• WORK TO COMPLETE:
Report how many lines contain "this"; state the number and nothing else.

• DATASET EXCERPT:
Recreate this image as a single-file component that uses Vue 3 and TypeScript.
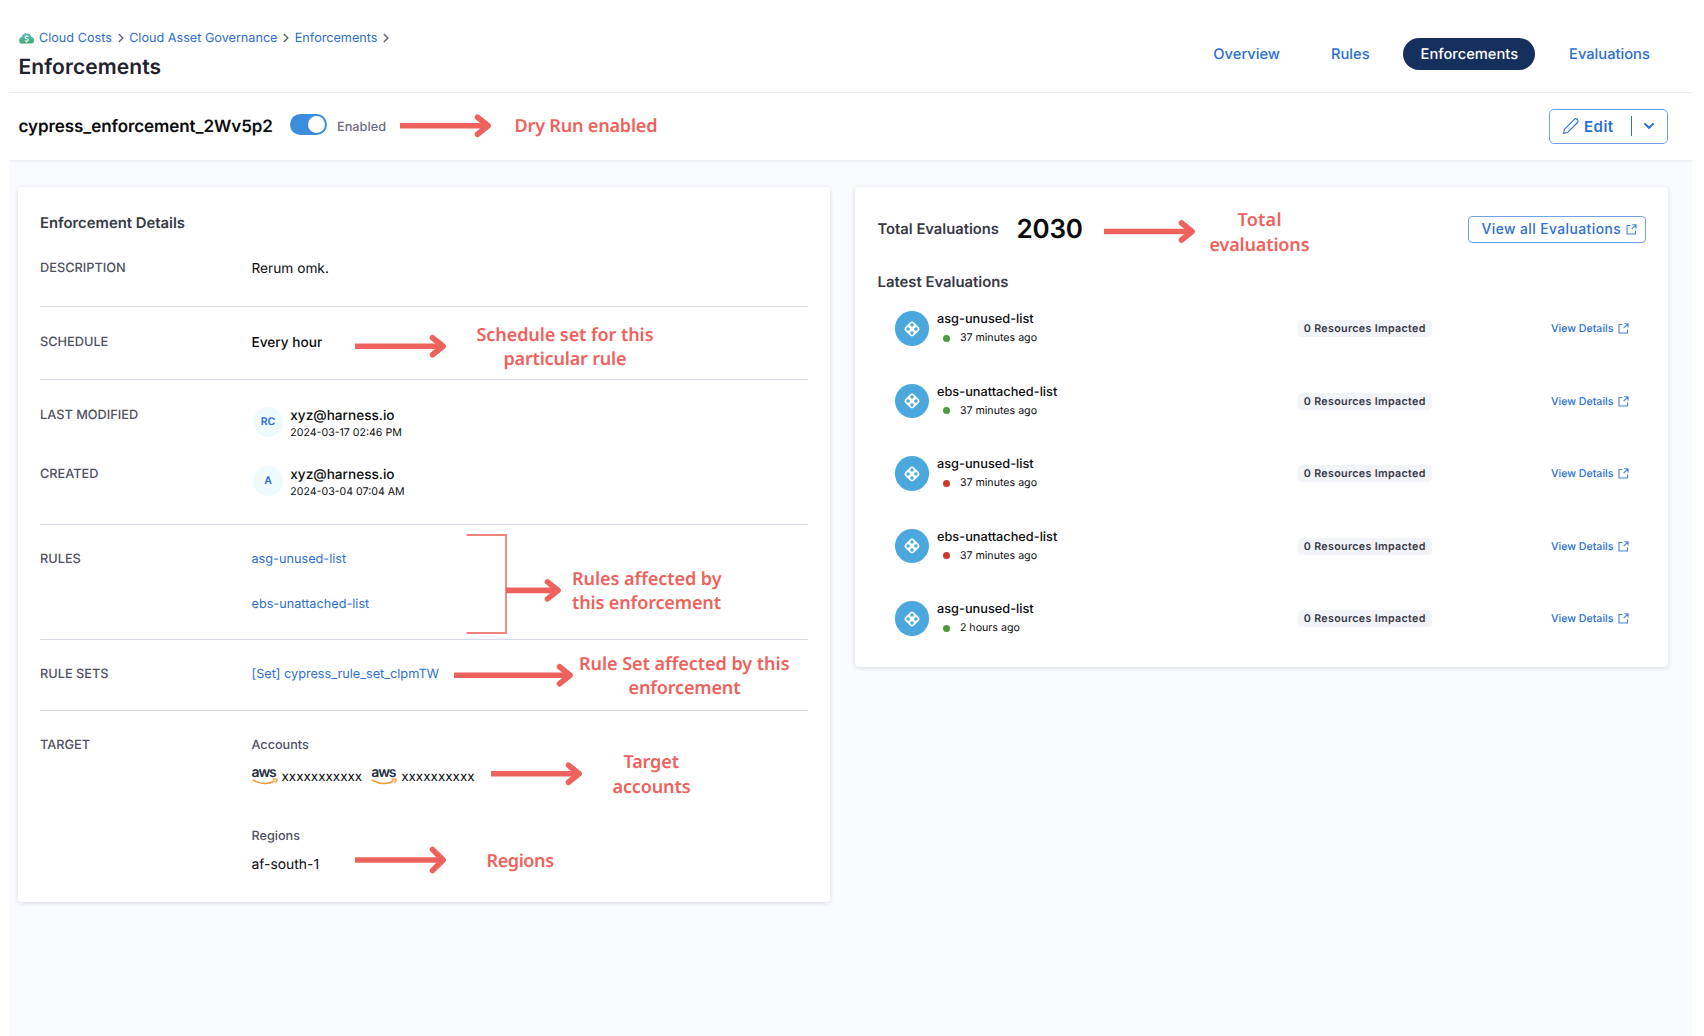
<script setup lang="ts">
interface Evaluation {
  name: string
  ago: string
  ok: boolean
}

interface Note {
  text: string
  x: number
  y: number
  width: number
}

interface Arrow {
  from: number
  to: number
  y: number
  spread: number
}

const crumbs = ['Cloud Costs', 'Cloud Asset Governance', 'Enforcements']
const tabs = ['Overview', 'Rules', 'Enforcements', 'Evaluations']
const activeTab = 'Enforcements'

const people = [
  { label: 'LAST MODIFIED', initials: 'RC', email: 'xyz@harness.io', date: '2024-03-17 02:46 PM' },
  { label: 'CREATED', initials: 'A', email: 'xyz@harness.io', date: '2024-03-04 07:04 AM' },
]

const accounts = ['xxxxxxxxxxx', 'xxxxxxxxxx']

const evaluations: Evaluation[] = [
  { name: 'asg-unused-list', ago: '37 minutes ago', ok: true },
  { name: 'ebs-unattached-list', ago: '37 minutes ago', ok: true },
  { name: 'asg-unused-list', ago: '37 minutes ago', ok: false },
  { name: 'ebs-unattached-list', ago: '37 minutes ago', ok: false },
  { name: 'asg-unused-list', ago: '2 hours ago', ok: true },
]

const notes: Note[] = [
  { text: 'Dry Run enabled', x: 514.5, y: 131.5, width: 143 },
  { text: 'Schedule set for this', x: 476.5, y: 340.5, width: 177 },
  { text: 'particular rule', x: 503.5, y: 364.5, width: 123 },
  { text: 'Rules affected by', x: 572, y: 584.5, width: 149.5 },
  { text: 'this enforcement', x: 572, y: 608.5, width: 149 },
  { text: 'Rule Set affected by this', x: 579, y: 669.5, width: 210.5 },
  { text: 'enforcement', x: 628.5, y: 693.5, width: 112 },
  { text: 'Target', x: 623.5, y: 767.5, width: 55.5 },
  { text: 'accounts', x: 612.5, y: 792.5, width: 78 },
  { text: 'Regions', x: 486.5, y: 866.5, width: 67.5 },
  { text: 'Total', x: 1237.5, y: 225.5, width: 44 },
  { text: 'evaluations', x: 1209.5, y: 250.5, width: 100 },
]

const arrows: Arrow[] = [
  { from: 400, to: 491.5, y: 125.7, spread: 8.5 },
  { from: 355, to: 446.5, y: 346.2, spread: 8.5 },
  { from: 506, to: 561.5, y: 590.4, spread: 8.5 },
  { from: 454, to: 573.5, y: 675.2, spread: 8.5 },
  { from: 491, to: 582.5, y: 773.7, spread: 8.5 },
  { from: 355, to: 446.5, y: 860, spread: 10.5 },
  { from: 1104, to: 1195.5, y: 231.5, spread: 8.5 },
]

const arrowHead = (a: Arrow): string =>
  `M${a.to - 14} ${a.y - a.spread}L${a.to - 3.4} ${a.y}L${a.to - 14} ${a.y + a.spread}`
</script>

<template>
  <div class="page">
    <header class="top">
      <div class="heading">
        <nav class="crumbs">
          <svg class="cloud" width="16" height="12" viewBox="0 0 16 12">
            <defs>
              <linearGradient id="cloudFill" x1="0" y1="0" x2="0" y2="1">
                <stop offset="0" stop-color="#5cc3bd" />
                <stop offset="1" stop-color="#3fa66f" />
              </linearGradient>
            </defs>
            <path fill="url(#cloudFill)" d="M3.4 11.6A3.3 3.3 0 0 1 2.6 5.1 5 5 0 0 1 12.3 4.9 3.4 3.4 0 0 1 12.4 11.6Z" />
            <path fill="none" stroke="#fff" stroke-width="1.1" d="M9.2 4.9C8.8 4.2 6.2 4 6.1 5.5 6.1 7.1 9.4 6.3 9.4 8 9.3 9.5 6.4 9.4 5.9 8.4M7.7 3v1.2M7.7 9.2v1.4" />
          </svg>
          <template v-for="crumb in crumbs" :key="crumb">
            <a class="crumb">{{ crumb }}</a>
            <svg class="sep" width="6" height="10" viewBox="0 0 6 10">
              <path d="M.8 1 4.9 5 .8 9" />
            </svg>
          </template>
        </nav>
        <h1>Enforcements</h1>
      </div>
      <nav class="tabs">
        <a v-for="tab in tabs" :key="tab" class="tab" :class="{ active: tab === activeTab }">{{ tab }}</a>
      </nav>
    </header>

    <section class="bar">
      <h2>cypress_enforcement_2Wv5p2</h2>
      <span class="toggle"><i></i></span>
      <span class="enabled">Enabled</span>
      <button class="edit">
        <svg width="18" height="18" viewBox="0 0 18 18">
          <path d="M1.6 16.4 2.4 12.4 12.4 2.3Q13.9 1 15.5 2.5 16.9 4.1 15.6 5.5L5.5 15.6Z" />
        </svg>
        <span>Edit</span>
        <i class="split"></i>
        <svg class="caret" width="12" height="8" viewBox="0 0 12 8"><path d="M1.4 1.4 6 5.8 10.6 1.4" /></svg>
      </button>
    </section>

    <main class="content">
      <article class="card details">
        <h3>Enforcement Details</h3>
        <div class="row simple">
          <span class="label">DESCRIPTION</span>
          <span class="value">Rerum omk.</span>
        </div>
        <div class="row simple">
          <span class="label">SCHEDULE</span>
          <span class="value medium">Every hour</span>
        </div>
        <div class="row people">
          <div v-for="p in people" :key="p.label" class="person">
            <span class="label">{{ p.label }}</span>
            <span class="avatar">{{ p.initials }}</span>
            <span class="who">
              <b>{{ p.email }}</b>
              <small>{{ p.date }}</small>
            </span>
          </div>
        </div>
        <div class="row rules">
          <span class="label">RULES</span>
          <span class="links">
            <a>asg-unused-list</a>
            <a>ebs-unattached-list</a>
          </span>
        </div>
        <div class="row sets">
          <span class="label">RULE SETS</span>
          <a>[Set] cypress_rule_set_clpmTW</a>
        </div>
        <div class="row target">
          <span class="label">TARGET</span>
          <div>
            <div class="sub">Accounts</div>
            <div class="accounts">
              <span v-for="account in accounts" :key="account" class="account">
                <span class="aws">
                  <span>aws</span>
                  <svg width="26" height="8" viewBox="0 10 26 8">
                    <path d="M.8 11.6C7 16.4 17 16.6 22.6 13" />
                    <path d="M20.6 11.5C23 10.8 24.8 10.9 25 11.3 25.2 11.9 24.7 13.5 23.6 14.7" />
                  </svg>
                </span>
                <span>{{ account }}</span>
              </span>
            </div>
            <div class="sub regions">Regions</div>
            <div class="region">af-south-1</div>
          </div>
        </div>
      </article>

      <article class="card evaluations">
        <div class="total">
          <h3>Total Evaluations</h3>
          <strong>2030</strong>
          <button class="view-all">
            <span>View all Evaluations</span>
            <svg width="11" height="11" viewBox="0 0 11 11">
              <path d="M4.3 1.5H1V10H9.5V6.4M6.3.8H10V4.5M10 .8 5.6 5.2" />
            </svg>
          </button>
        </div>
        <h3 class="latest">Latest Evaluations</h3>
        <div v-for="(e, i) in evaluations" :key="i" class="evaluation">
          <span class="badge">
            <svg width="18" height="18" viewBox="0 0 18 18">
              <rect x="2.9" y="2.9" width="12.2" height="12.2" rx="3.2" transform="rotate(45 9 9)" fill="#fff" />
              <g fill="#4aa8de">
                <circle cx="9" cy="5.1" r="1.75" />
                <circle cx="9" cy="12.9" r="1.75" />
                <circle cx="5.1" cy="9" r="1.75" />
                <circle cx="12.9" cy="9" r="1.75" />
              </g>
            </svg>
          </span>
          <span class="info">
            <span class="name">{{ e.name }}</span>
            <span class="ago"><i :class="e.ok ? 'ok' : 'bad'"></i>{{ e.ago }}</span>
          </span>
          <span class="impact"><span>0 Resources Impacted</span></span>
          <a class="view">
            View Details
            <svg width="11" height="11" viewBox="0 0 11 11">
              <path d="M4.3 1.5H1V10H9.5V6.4M6.3.8H10V4.5M10 .8 5.6 5.2" />
            </svg>
          </a>
        </div>
      </article>
    </main>

    <svg class="notes" width="1704" height="1036" viewBox="0 0 1704 1036">
      <path class="bracket" d="M466.5 535H506V633H466.5" />
      <g v-for="(a, i) in arrows" :key="i" class="arrow">
        <path class="shaft" :d="`M${a.from} ${a.y}H${a.to - 4}`" />
        <path class="head" :d="arrowHead(a)" />
      </g>
      <text v-for="note in notes" :key="note.text" :x="note.x" :y="note.y" :textLength="note.width">{{ note.text }}</text>
    </svg>
  </div>
</template>

<style>
body {
  background: #fff;
}
</style>

<style scoped>
* {
  box-sizing: border-box;
}

.page {
  position: relative;
  width: 1704px;
  height: 1036px;
  padding: 0 12px 0 9px;
  overflow: hidden;
  display: flex;
  flex-direction: column;
  background: #fff;
  color: #0b0b0d;
  font-family: Inter, "Liberation Sans", sans-serif;
  text-rendering: geometricPrecision;
}

h1,
h2,
h3 {
  margin: 0;
}

a {
  color: #2b6fd0;
}

button {
  font-family: inherit;
  color: #2b6fd0;
  background: #fff;
  border: 1px solid #6fa4e4;
  padding: 0;
  display: flex;
  align-items: center;
}

svg {
  display: block;
  flex: none;
}

.top {
  flex: none;
  height: 93px;
  display: flex;
  justify-content: space-between;
  border-bottom: 1px solid #ebecf1;
}

.heading {
  padding: 27px 0 0 9.5px;
}

.crumbs {
  display: flex;
  align-items: center;
  height: 21px;
}

.cloud {
  margin-right: 4.5px;
}

.crumb {
  padding-top: 1px;
  font-size: 12.65px;
  line-height: 21px;
}

.sep {
  margin: 0 5.5px 0 5.8px;
}

.sep path {
  fill: none;
  stroke: #5a5c70;
  stroke-width: 1.3;
}

h1 {
  margin-top: 5.5px;
  font-size: 21px;
  line-height: 28px;
  font-weight: 600;
  letter-spacing: 0.1px;
  color: #22222c;
}

.tabs {
  display: flex;
  align-items: center;
  height: 32px;
  margin: 38px 25px 0 0;
}

.tab {
  padding: 1px 17.2px 0;
  font-size: 14.7px;
  line-height: 31px;
  font-weight: 500;
  margin-left: 16.6px;
}

.tab.active {
  color: #fff;
  background: #16305e;
  border-radius: 16px;
}

.bar {
  flex: none;
  height: 69px;
  display: flex;
  align-items: center;
  padding: 0 24px 1px 9.5px;
  border-bottom: 2px solid #eff1f6;
}

h2 {
  width: 271px;
  padding-top: 1px;
  font-size: 17px;
  line-height: 24px;
  font-weight: 600;
  letter-spacing: -0.07px;
}

.toggle {
  display: flex;
  justify-content: flex-end;
  width: 37.5px;
  height: 21.5px;
  margin-top: -3px;
  padding: 2px;
  border-radius: 11px;
  background: #3d8ddd;
}

.toggle i {
  width: 17.5px;
  height: 17.5px;
  border-radius: 50%;
  background: #fff;
}

.enabled {
  margin-left: 10px;
  padding-top: 3px;
  font-size: 12.75px;
  font-weight: 500;
  color: #6b6c84;
}

.edit {
  width: 119px;
  height: 35px;
  margin-left: auto;
  padding-left: 12px;
  border-radius: 5px;
}

.edit span {
  margin-left: 4px;
  font-size: 15px;
  font-weight: 600;
  letter-spacing: 0.5px;
}

.edit path {
  fill: none;
  stroke: #2b6fd0;
  stroke-width: 1.1;
}

.edit .caret path {
  stroke-width: 2;
}

.edit .split {
  width: 1px;
  height: 20px;
  margin: 0 11.5px 0 17px;
  background: #2b6fd0;
}

.content {
  flex: 1;
  display: flex;
  align-items: flex-start;
  gap: 25px;
  padding: 25px 24px 0 9px;
  background: #fafbff;
}

.card {
  background: #fff;
  border-radius: 4px;
  box-shadow: 0 1px 4px rgba(40, 41, 61, 0.16);
}

.details {
  width: 812px;
  height: 714.5px;
  padding: 26px 22px 0;
}

h3 {
  font-size: 14.85px;
  line-height: 20px;
  font-weight: 600;
  color: #383946;
}

.row {
  display: flex;
  border-bottom: 1px solid #d9dae5;
  padding-top: 25.5px;
  font-size: 12.7px;
  line-height: 20px;
}

.row:last-child {
  border-bottom: 0;
}

.label {
  flex: none;
  width: 211.5px;
  font-size: 12.75px;
  font-weight: 500;
  color: #4f5162;
}

.simple {
  height: 73px;
}

.simple:nth-child(2) {
  height: 74px;
}

.value {
  padding-top: 0.8px;
  font-size: 13.7px;
}

.value.medium {
  padding-top: 0;
  font-weight: 500;
  font-size: 13.65px;
}

.people {
  height: 144.5px;
  padding-top: 27px;
  flex-direction: column;
  gap: 29px;
}

.person {
  display: flex;
  height: 30px;
}

.person .label {
  padding-top: 0.5px;
  line-height: 15px;
}

.avatar {
  width: 30px;
  height: 30px;
  margin: 0 7.3px 0 1.5px;
  border-radius: 50%;
  background: #effafe;
  color: #2b6fd0;
  font-size: 10.5px;
  font-weight: 600;
  line-height: 30px;
  text-align: center;
}

.who b,
.who small {
  display: block;
}

.who b {
  font-size: 13.6px;
  line-height: 18px;
  font-weight: 500;
}

.who small {
  font-size: 10.6px;
  line-height: 16px;
}

.rules {
  height: 115px;
}

.links {
  display: flex;
  flex-direction: column;
  gap: 24.5px;
}

.sets {
  height: 71px;
}

.sub {
  font-size: 12.65px;
  font-weight: 500;
  color: #4f5162;
}

.accounts {
  display: flex;
  gap: 9px;
  height: 18px;
  margin-top: 10.5px;
}

.account {
  display: flex;
  gap: 4px;
  font-size: 13.45px;
  line-height: 20px;
}

.aws {
  width: 26px;
}

.aws span {
  display: block;
  height: 11px;
  font-size: 14px;
  line-height: 11px;
  font-weight: 600;
  letter-spacing: -1.1px;
  color: #252f3e;
}

.aws path {
  fill: none;
  stroke: #f29c38;
  stroke-width: 1.5;
}

.regions {
  margin-top: 42px;
}

.region {
  margin-top: 8px;
  font-size: 13.9px;
}

.evaluations {
  width: 813px;
  height: 480px;
  padding: 25px 22px 0 22.5px;
}

.total {
  display: flex;
  align-items: center;
  height: 34px;
}

.total h3 {
  width: 139px;
  font-size: 14.75px;
}

.total strong {
  padding-top: 1px;
  font-size: 26px;
  line-height: 32px;
  font-weight: 600;
  letter-spacing: -0.2px;
}

.view-all {
  width: 178px;
  height: 27px;
  margin-left: auto;
  padding-left: 12.5px;
  gap: 5px;
  border-radius: 4px;
}

.view-all span {
  font-size: 13.8px;
  font-weight: 500;
  letter-spacing: 0.45px;
}

.view-all path,
.view path {
  fill: none;
  stroke: #4583da;
  stroke-width: 1.1;
}

.latest {
  margin: 26px 0 0.3px;
}

.evaluation {
  display: flex;
  align-items: center;
  height: 72.5px;
  padding-left: 17px;
}

.badge {
  display: flex;
  align-items: center;
  justify-content: center;
  width: 34.5px;
  height: 34.5px;
  border-radius: 50%;
  background: #4aa8de;
}

.info {
  width: 361px;
  margin: 1.6px 0 0 8px;
}

.name,
.ago {
  display: flex;
  align-items: center;
  line-height: 18px;
}

.name {
  font-size: 12.75px;
  font-weight: 500;
}

.ago {
  font-size: 10.65px;
}

.ago i {
  width: 7px;
  height: 7px;
  margin: 0 10.2px 0 5.7px;
  border-radius: 50%;
}

.ok {
  background: #4a9c3b;
}

.bad {
  background: #c93a2b;
}

.impact {
  display: flex;
  width: 253px;
}

.impact span {
  width: 133.5px;
  border-radius: 4px;
  background: #f3f3fa;
  color: #383946;
  font-size: 10.7px;
  line-height: 17px;
  font-weight: 600;
  letter-spacing: 0.33px;
  text-align: center;
}

.view {
  display: flex;
  align-items: center;
  gap: 4.5px;
  font-size: 10.6px;
  font-weight: 500;
}

.notes {
  position: absolute;
  left: 0;
  top: 0;
  pointer-events: none;
}

.notes text {
  font: 600 18px "Noto Sans", "Open Sans", sans-serif;
  fill: #ed625c;
}

.bracket {
  fill: none;
  stroke: #f0827d;
  stroke-width: 1.8;
}

.arrow path {
  fill: none;
  stroke: #ed625c;
}

.shaft {
  stroke-width: 5.6;
}

.arrow .head {
  stroke-width: 5.6;
  stroke-linecap: round;
  stroke-linejoin: round;
}
</style>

• FINAL RESULT:
4